B'tselem stated that Israeli condemnations would remain mere rhetoric if such attacks were allowed to continue, noting that in the past three years nine Palestinian homes had been subject to firebombing and no one has yet to be incriminated in any of the cases. Yuval Diskin, ex-head of the Shin Bet intelligence agency, reflecting on Israel's response to such attacks, stated that an anarchistic state was being formed in southern West Bank which was violent and developing racist ideologies and that these are being handled tolerantly by the Israeli judicial system. He claimed that, in this part of the West Bank, 'law enforcement is shockingly weak towards Jews.' According to the UN, since the beginning of 2015 at least 120 settler attacks have been documented in West Bank, and Yesh Din statistics suggest over 92.6% of Palestinian complaints lodged with Israeli security forces never led to charges being filed.

Palestinians responded to the arson with large protests that resulted in violent confrontation with the Israeli forces.
One Palestinian, 17-year-old Laith al-Khaldi, was shot by the IDF and later died of his wounds in a Ramallah hospital. 2,000 Israelis gathered in Tel Aviv in a rally organized by Peace Now to protest the incident, and hundreds attended a protest in Jerusalem against the arson.

On 2 August 2015, the Israeli cabinet approved applying administrative detention measures, hitherto used solely against Palestinian suspects, also against Jewish Israeli citizens suspected of participating in terror attacks against Palestinians.

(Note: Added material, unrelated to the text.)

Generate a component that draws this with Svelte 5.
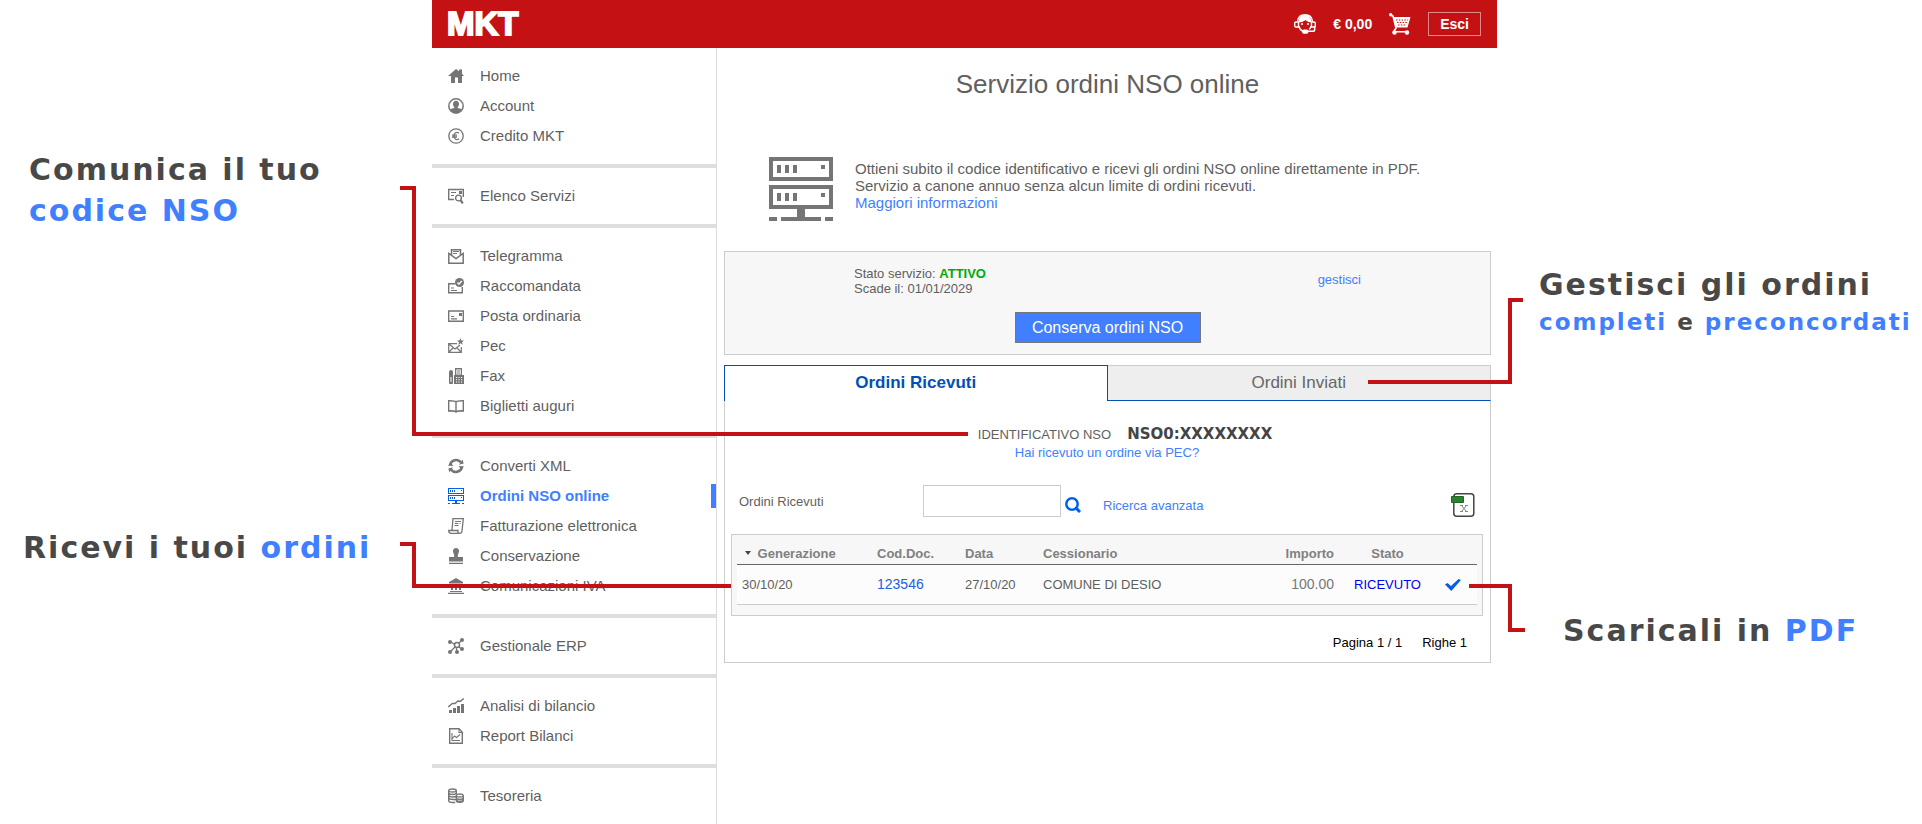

After the attack, villagers started patrolling the village to protect it from Israeli settlers.

On 4 August 2015, the police requested information from the public as they sought to identify the arsonists. Elisha Odess (aged 17, at the time), who was put under home detention the day after the Dumas firebombing and detained on 25 November as a suspect, has dual Israeli-American citizenship. He and the other suspects are described as coming from "the heart of the settlement movement, the byproduct of its educational system".

Bayit Yehudi leader Naftali Bennett, commenting on the flood of emails from people claiming they would no longer vote for his party because of his defense of the Shin Bet's Jewish Agency, which is investigating the crime, said Ben-Gvir, the suspects' Kahanist attorney, was a genius running a propaganda campaign for their release. Their interrogation, in Nahum Barnea's words, was being portrayed as "a long and arduous physical and mental torture. The suspects' bodies were stretched and shrunk on a Procrustean bed; they were electrocuted; they were sexually harassed, suffered kicking to the chest, bruising, slapping; a female interrogator groped them." Bennett argues that, "Those who support the use of exceptional methods against Palestinian terrorism, should support the use of exceptional methods against Jewish terrorism."

== Reprisals ==
On 14 August 2015, a gas station was firebombed on Route 60 near the West Bank settlement Eli. Later, two Palestinian from Awarta, members of the PFLP, claimed the attack was a retaliation for the firebombing at Duma.

Several media outlets have additionally attributed the wave of stabbing attacks by Palestinians from late 2015 through 2016 at least partly to the Duma arson killings as well as Israeli delays in pressing charges against any suspects.